- [YOUR TASK]: Copy every line of the records below that holds the word "Tailwind".

- [LISTING]:
╔══

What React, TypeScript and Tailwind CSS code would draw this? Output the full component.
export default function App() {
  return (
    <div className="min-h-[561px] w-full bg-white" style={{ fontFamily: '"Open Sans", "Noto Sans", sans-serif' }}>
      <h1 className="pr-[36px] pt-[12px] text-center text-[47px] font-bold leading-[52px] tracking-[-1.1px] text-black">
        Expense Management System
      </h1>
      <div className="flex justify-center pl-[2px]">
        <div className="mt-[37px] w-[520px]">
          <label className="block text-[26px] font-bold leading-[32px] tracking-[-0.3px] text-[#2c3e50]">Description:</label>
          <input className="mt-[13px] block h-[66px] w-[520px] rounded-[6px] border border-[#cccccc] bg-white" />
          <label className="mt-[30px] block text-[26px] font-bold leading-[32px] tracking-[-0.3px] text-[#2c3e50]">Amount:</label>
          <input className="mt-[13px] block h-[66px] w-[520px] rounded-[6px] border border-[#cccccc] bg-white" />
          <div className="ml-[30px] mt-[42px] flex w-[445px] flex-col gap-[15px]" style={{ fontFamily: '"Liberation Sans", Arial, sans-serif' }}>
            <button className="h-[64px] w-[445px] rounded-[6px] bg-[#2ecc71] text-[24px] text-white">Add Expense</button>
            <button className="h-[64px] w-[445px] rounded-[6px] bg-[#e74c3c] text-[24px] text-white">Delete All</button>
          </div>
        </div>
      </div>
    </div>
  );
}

╚══
╔══

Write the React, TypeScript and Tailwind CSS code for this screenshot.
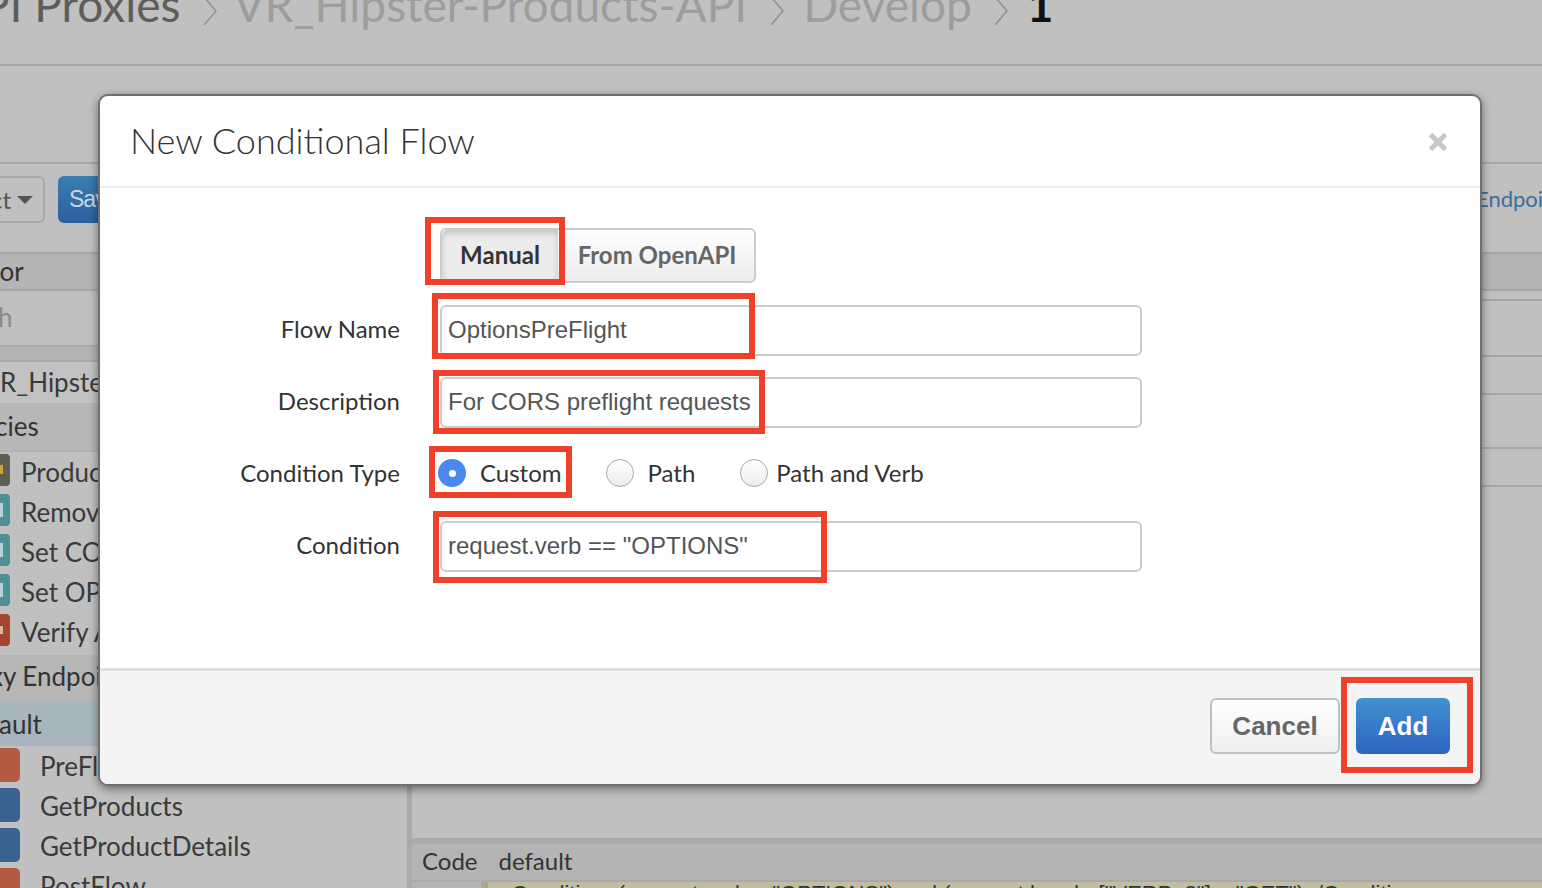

╚══
╔══

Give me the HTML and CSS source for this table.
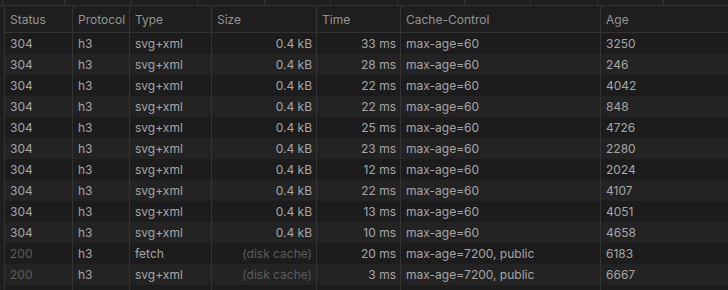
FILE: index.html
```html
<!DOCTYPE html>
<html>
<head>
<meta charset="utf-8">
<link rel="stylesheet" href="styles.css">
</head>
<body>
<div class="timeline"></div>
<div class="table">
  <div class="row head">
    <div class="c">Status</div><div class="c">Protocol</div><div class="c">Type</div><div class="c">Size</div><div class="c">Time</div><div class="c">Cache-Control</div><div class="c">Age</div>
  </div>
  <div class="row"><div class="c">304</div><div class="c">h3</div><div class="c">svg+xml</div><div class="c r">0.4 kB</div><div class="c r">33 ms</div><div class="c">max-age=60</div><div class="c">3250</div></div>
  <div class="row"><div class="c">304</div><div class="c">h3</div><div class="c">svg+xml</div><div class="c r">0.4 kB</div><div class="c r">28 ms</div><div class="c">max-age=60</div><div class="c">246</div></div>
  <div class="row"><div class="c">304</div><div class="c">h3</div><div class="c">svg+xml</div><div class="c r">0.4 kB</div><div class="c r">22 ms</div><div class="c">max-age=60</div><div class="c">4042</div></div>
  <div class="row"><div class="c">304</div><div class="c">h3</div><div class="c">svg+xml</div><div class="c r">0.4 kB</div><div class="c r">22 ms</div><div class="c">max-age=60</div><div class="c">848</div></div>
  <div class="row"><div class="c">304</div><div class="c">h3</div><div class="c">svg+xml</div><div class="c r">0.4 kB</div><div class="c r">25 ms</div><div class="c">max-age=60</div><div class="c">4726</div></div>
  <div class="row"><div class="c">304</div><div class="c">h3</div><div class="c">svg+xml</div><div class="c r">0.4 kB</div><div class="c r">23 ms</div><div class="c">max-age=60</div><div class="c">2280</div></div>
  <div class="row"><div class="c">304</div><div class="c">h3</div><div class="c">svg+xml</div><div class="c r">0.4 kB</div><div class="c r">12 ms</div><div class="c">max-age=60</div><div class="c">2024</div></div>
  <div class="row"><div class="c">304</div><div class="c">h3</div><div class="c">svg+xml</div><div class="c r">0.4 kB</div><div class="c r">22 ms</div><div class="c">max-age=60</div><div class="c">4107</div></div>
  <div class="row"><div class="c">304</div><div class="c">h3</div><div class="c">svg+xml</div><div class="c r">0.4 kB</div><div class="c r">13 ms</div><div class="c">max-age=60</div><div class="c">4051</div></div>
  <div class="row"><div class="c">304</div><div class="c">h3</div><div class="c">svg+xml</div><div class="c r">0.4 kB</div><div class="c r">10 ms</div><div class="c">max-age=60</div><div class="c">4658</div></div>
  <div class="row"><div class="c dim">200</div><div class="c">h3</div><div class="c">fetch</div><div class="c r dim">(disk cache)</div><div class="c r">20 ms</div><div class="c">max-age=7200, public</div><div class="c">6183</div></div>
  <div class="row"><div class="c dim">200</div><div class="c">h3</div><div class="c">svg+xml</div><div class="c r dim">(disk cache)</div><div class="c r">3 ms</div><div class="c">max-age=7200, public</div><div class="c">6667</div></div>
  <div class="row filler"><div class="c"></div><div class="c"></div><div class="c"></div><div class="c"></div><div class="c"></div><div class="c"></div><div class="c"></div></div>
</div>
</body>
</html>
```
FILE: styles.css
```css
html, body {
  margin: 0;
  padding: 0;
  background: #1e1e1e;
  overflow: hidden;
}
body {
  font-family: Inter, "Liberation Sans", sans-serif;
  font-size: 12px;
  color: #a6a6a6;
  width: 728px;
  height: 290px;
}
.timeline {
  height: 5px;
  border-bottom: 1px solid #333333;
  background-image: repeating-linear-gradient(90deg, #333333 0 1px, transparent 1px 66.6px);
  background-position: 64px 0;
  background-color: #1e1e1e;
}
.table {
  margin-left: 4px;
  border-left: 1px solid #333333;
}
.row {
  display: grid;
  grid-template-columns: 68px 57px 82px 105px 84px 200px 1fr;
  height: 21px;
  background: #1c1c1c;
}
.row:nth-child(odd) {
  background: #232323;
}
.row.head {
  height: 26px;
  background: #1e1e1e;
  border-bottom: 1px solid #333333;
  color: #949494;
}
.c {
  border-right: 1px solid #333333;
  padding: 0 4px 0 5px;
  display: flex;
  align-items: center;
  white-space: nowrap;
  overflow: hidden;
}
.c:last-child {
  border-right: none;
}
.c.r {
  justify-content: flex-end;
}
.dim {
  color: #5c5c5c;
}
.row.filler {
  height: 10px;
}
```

╚══

- [RIGHT ANSWER]:
What React, TypeScript and Tailwind CSS code would draw this? Output the full component.
Write the React, TypeScript and Tailwind CSS code for this screenshot.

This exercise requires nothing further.